[Editor's Note: Due to Tropical Storm Cindy, the Open House has been postponed. A webinar for interested parties has been scheduled for Wednesday, June 21 at 1 p.m. You can view it here.]
Browser giant Mozilla has begun soliciting project proposals from thinkers and tinkerers with ideas for leveraging Lafayette's fiber optic network to advance learning. The announcement makes good on a $150,000 line of sprint grants that Mozilla, the company behind popular web browser Firefox, awarded Lafayette earlier this year.
Mozilla liaison Leah Ruffin, the national fund's boots on the ground, says Mozilla has begun accepting letters of intent for the first of two rounds of funding, but will close that phase on July 5, with an eye toward the August 1 deadline for full proposals in this round.
Although Lafayette was selected in March, Mozilla’s recent announcement puts a tight window on interested parties looking to compete in the first round funding.
The fund had been in a holding pattern while the search for a liaison was ongoing. With Ruffin in place, Mozilla's work begins. Ruffin is a Louisiana native who's worked in philanthropy in Los Angeles, Calif., and Washington, D.C. She's currently based in Baton Rouge.
Mozilla will officially launch the process with an open house on Wednesday. Ruffin says the event is the first engagement in a long relationship between Lafayette and Mozilla through its Gigabit Community Fund, and a crucial commingling of local innovators across community sectors.
“This is an opportunity to build a pipeline, so that over the next several months, we’re having events, we’re hosting gatherings and the folks who do ultimately receive funding are able to engage other community members,” Ruffin says. “So over time not only will the knowledge and the interest build, but hopefully the pipeline. For the folks who don’t have a sense [of what the fund is] but know that this is something they have some interest in and curiosity about, we want to nurture that.”
Through the Gigabit Community Fund, Mozilla will award grants of up to $30,000 to worthy projects through the end of 2018, when the company’s cooperative agreement with the National Science Foundation ends.
The tight window shouldn’t discourage applicants with unrefined ideas, Ruffin says, given the long arc of the program’s relationship with Lafayette. While she’s already heard from some applicant teams, she says the fund’s presence in Lafayette is about building momentum for education innovations that take advantage of Lafayette’s fiber optic network. That’s the fund’s hook — using broadband access to close gaps in educational attainment and access to information.
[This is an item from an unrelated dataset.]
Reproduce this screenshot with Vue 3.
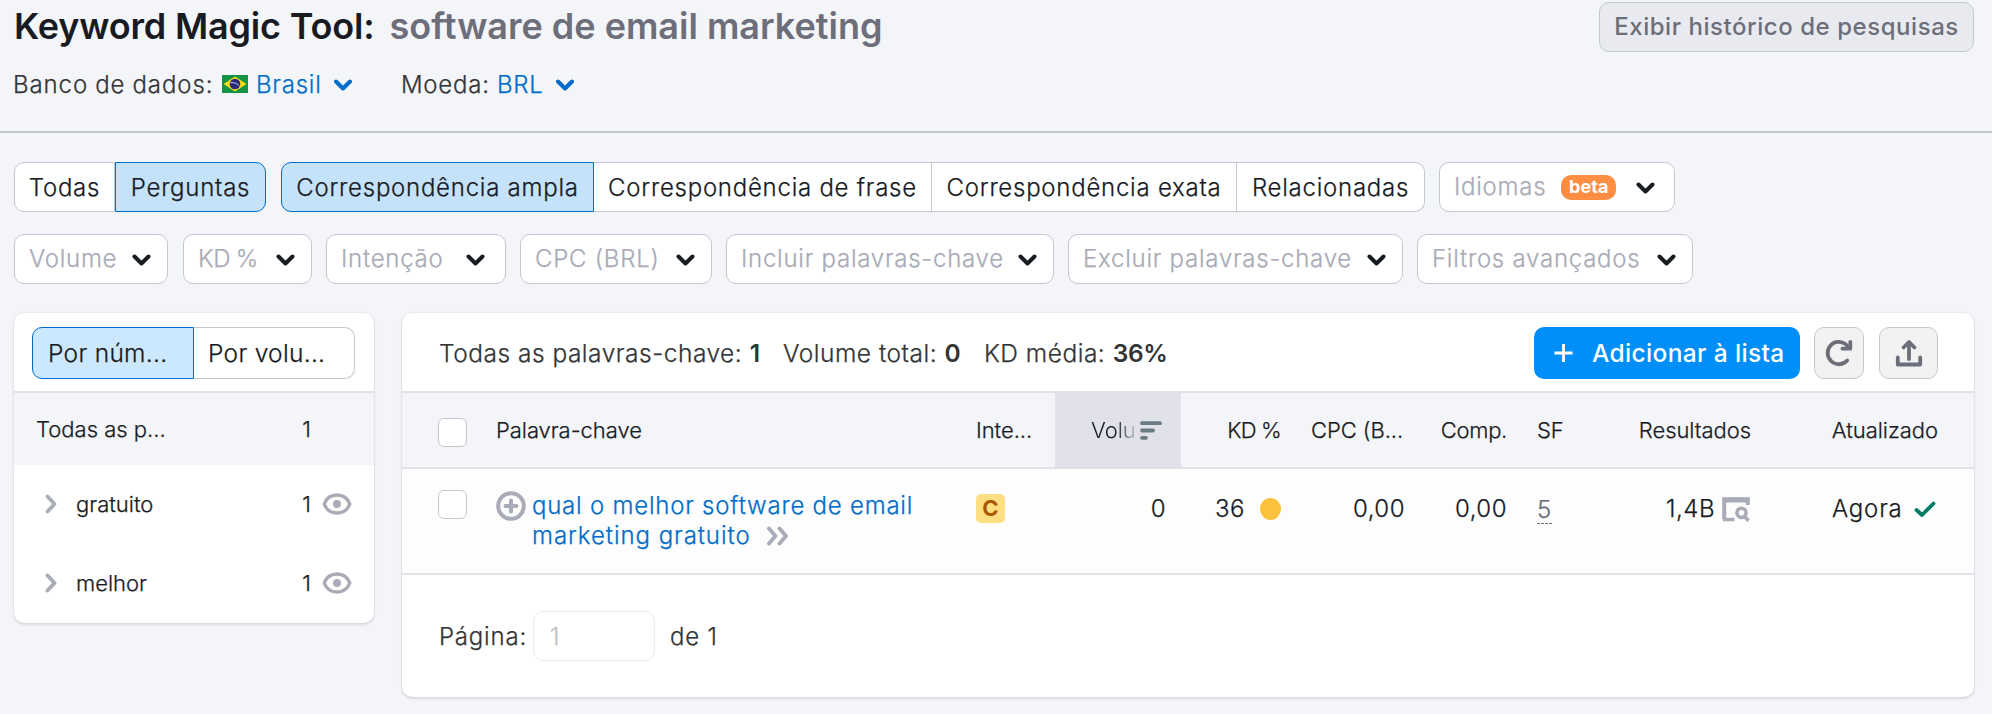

Fiber is thus a tool, Ruffin says, something that applicants need not have an expert’s understanding of to make a successful pitch for funding. Across its stable of five communities — including Austin, Texas; Chattanooga, Tenn.; Kansas City, Mo. and Eugene, Ore. — Mozilla has successfully funded 44 projects in a variety of disciplines, both in and out of the classroom.
Project teams have used funding to integrate virtual reality into first responder training in Kansas City, to build a cloud-based audio mixing tool in Chattanooga and create a digital mock city council in Austin.
To the extent that any of these ideas are scalable — that is, usable in other communities — Mozilla gives larger individual awards for projects with cross-city collaboration.